## Do this
Only the lines from the start of the data through the line containing "import React from" should be written out, exactly as they are, with both ends included and the pictures left out.

## Material

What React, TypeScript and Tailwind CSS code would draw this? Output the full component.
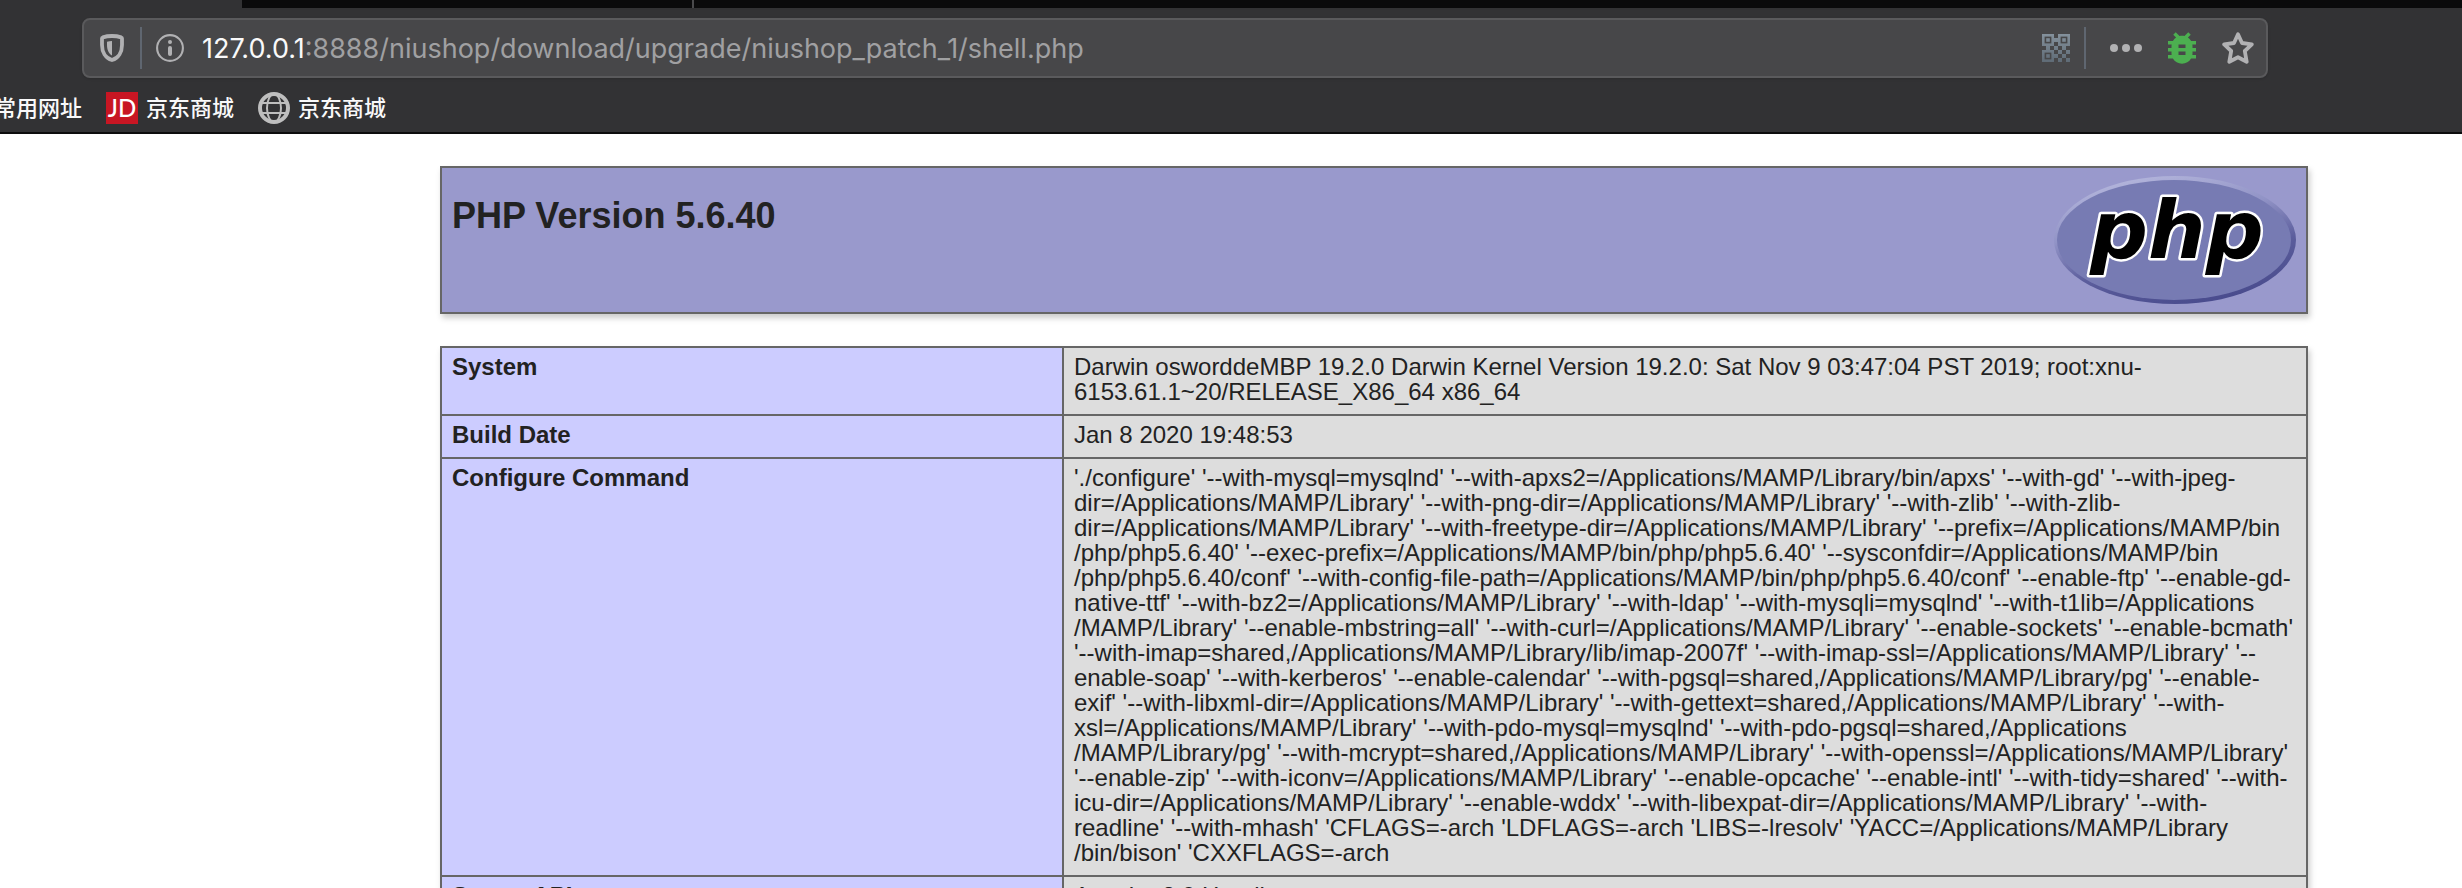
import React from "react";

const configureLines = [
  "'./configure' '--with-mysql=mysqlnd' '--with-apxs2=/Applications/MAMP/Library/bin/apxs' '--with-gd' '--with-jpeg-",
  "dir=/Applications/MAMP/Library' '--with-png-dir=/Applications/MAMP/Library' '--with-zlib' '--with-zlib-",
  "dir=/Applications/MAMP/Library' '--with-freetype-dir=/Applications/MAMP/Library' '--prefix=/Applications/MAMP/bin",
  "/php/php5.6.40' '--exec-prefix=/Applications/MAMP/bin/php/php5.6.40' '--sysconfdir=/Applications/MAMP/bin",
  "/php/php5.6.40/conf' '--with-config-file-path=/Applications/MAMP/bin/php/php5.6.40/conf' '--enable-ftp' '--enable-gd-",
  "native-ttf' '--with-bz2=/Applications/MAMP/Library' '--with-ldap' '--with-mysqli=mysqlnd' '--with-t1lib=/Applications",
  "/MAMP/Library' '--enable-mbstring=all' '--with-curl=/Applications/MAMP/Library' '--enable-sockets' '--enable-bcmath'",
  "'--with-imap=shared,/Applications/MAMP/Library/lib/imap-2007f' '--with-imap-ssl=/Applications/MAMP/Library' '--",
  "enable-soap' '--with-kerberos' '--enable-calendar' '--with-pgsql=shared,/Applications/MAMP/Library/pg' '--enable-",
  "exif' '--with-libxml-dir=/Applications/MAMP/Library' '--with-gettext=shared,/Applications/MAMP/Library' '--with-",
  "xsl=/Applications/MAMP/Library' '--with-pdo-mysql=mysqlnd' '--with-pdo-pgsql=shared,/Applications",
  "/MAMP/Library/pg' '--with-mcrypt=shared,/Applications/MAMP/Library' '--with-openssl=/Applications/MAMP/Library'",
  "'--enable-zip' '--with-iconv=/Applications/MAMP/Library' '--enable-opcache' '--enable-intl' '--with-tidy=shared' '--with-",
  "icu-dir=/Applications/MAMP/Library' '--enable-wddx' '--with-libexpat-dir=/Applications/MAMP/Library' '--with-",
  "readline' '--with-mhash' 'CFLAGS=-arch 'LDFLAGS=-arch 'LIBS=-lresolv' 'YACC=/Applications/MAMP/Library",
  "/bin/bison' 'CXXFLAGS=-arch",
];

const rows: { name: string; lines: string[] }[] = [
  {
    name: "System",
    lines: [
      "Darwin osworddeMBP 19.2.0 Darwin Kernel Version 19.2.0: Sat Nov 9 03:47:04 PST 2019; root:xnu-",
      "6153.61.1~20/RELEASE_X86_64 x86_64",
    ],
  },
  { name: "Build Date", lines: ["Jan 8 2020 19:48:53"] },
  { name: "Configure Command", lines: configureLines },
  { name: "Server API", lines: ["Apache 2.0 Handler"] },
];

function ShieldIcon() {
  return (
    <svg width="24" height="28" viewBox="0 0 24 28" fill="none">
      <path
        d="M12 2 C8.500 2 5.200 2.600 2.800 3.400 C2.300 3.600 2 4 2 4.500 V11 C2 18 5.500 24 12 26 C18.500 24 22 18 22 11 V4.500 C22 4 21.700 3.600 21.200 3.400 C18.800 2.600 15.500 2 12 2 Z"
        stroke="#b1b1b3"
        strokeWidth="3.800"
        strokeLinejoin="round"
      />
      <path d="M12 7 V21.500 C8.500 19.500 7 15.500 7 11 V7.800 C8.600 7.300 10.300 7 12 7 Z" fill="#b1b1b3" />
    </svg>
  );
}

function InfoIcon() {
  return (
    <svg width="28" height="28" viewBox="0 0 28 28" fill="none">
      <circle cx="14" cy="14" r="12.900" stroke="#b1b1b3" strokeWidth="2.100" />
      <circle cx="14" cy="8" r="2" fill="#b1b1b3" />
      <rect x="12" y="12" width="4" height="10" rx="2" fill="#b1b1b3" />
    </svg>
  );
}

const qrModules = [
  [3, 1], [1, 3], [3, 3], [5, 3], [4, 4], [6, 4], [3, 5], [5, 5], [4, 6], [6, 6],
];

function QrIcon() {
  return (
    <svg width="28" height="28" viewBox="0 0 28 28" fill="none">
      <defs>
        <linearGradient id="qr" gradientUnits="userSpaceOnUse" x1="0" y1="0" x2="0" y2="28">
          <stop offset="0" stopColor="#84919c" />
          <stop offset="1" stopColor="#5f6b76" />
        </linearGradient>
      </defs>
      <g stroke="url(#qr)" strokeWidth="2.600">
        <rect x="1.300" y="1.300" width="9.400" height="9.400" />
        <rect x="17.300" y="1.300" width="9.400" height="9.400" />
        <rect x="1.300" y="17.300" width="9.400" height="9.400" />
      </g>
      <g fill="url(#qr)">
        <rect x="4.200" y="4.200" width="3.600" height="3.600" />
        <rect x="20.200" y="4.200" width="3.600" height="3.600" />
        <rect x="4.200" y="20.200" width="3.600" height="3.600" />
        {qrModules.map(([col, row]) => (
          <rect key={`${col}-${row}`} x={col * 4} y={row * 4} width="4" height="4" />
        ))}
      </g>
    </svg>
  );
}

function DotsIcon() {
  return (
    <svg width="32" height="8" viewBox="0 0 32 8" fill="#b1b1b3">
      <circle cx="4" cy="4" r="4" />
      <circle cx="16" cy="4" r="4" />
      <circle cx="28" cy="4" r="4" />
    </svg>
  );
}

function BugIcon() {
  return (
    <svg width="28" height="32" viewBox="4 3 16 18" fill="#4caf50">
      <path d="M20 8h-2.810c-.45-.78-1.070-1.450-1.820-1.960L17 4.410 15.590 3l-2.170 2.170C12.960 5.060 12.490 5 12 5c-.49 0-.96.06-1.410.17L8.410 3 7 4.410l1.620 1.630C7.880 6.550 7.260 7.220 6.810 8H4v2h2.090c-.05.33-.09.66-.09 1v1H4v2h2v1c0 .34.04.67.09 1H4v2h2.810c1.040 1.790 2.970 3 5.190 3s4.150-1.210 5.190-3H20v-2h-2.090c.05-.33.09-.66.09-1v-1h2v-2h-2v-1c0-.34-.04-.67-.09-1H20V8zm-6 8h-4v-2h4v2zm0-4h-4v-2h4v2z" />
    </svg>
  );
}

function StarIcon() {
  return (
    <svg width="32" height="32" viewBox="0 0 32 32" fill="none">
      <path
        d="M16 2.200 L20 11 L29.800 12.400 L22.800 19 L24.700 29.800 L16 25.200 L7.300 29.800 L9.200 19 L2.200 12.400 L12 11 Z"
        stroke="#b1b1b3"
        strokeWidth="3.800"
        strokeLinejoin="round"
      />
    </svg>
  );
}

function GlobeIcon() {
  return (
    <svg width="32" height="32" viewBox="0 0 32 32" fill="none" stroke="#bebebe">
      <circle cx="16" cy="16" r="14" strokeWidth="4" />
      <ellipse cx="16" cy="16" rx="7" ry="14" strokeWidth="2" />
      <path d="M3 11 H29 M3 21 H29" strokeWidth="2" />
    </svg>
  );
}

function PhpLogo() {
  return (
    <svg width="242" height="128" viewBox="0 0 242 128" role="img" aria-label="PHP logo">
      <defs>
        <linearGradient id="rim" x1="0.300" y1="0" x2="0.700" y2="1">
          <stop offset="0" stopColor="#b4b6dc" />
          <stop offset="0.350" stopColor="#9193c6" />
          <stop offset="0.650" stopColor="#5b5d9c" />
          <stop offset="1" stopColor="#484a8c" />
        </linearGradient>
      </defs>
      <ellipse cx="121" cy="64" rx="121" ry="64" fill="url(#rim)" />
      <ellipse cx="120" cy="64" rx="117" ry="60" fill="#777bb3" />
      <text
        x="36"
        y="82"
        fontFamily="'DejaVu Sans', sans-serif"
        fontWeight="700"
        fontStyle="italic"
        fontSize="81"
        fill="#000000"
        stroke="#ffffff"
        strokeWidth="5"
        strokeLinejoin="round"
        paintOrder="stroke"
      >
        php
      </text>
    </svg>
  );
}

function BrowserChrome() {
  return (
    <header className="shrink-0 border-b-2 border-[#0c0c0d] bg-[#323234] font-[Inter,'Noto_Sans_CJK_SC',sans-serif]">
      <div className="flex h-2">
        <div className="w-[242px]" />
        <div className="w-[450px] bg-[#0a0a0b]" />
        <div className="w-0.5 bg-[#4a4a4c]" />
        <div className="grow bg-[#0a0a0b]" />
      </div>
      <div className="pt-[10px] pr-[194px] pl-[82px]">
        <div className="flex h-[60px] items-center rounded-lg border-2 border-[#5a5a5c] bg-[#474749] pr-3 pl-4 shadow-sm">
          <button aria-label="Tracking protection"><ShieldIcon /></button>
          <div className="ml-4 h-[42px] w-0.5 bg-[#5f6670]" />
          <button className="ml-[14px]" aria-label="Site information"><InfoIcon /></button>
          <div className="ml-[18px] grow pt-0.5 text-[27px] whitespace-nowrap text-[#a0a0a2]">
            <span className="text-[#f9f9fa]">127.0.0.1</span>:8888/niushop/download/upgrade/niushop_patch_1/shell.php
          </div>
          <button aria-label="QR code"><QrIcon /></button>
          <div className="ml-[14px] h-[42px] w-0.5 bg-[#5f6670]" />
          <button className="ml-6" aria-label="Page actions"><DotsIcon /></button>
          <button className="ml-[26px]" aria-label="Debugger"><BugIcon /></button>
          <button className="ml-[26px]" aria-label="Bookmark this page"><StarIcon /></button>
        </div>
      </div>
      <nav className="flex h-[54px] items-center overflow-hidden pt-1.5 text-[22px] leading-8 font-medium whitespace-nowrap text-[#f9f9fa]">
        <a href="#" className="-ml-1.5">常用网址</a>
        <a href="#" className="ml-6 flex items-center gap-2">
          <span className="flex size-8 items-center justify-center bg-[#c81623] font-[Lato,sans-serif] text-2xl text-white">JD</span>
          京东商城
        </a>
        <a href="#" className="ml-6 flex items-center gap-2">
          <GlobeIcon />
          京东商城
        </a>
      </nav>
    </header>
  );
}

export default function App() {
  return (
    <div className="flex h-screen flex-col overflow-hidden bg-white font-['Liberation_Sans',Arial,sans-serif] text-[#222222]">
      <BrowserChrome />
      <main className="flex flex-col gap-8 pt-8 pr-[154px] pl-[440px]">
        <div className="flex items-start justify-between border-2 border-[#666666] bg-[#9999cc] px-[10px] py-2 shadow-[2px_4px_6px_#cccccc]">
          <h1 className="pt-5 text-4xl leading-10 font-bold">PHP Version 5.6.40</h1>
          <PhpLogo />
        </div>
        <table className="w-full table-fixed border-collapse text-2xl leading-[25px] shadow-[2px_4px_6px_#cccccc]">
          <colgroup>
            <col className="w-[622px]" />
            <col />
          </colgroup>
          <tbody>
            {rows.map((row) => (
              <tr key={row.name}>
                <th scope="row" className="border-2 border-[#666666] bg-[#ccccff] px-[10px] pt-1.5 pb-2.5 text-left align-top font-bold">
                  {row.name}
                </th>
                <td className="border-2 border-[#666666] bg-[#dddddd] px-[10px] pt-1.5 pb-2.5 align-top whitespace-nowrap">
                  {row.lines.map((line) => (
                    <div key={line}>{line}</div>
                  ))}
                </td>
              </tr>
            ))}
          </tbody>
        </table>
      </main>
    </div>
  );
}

## Response to this exercise
What React, TypeScript and Tailwind CSS code would draw this? Output the full component.
import React from "react";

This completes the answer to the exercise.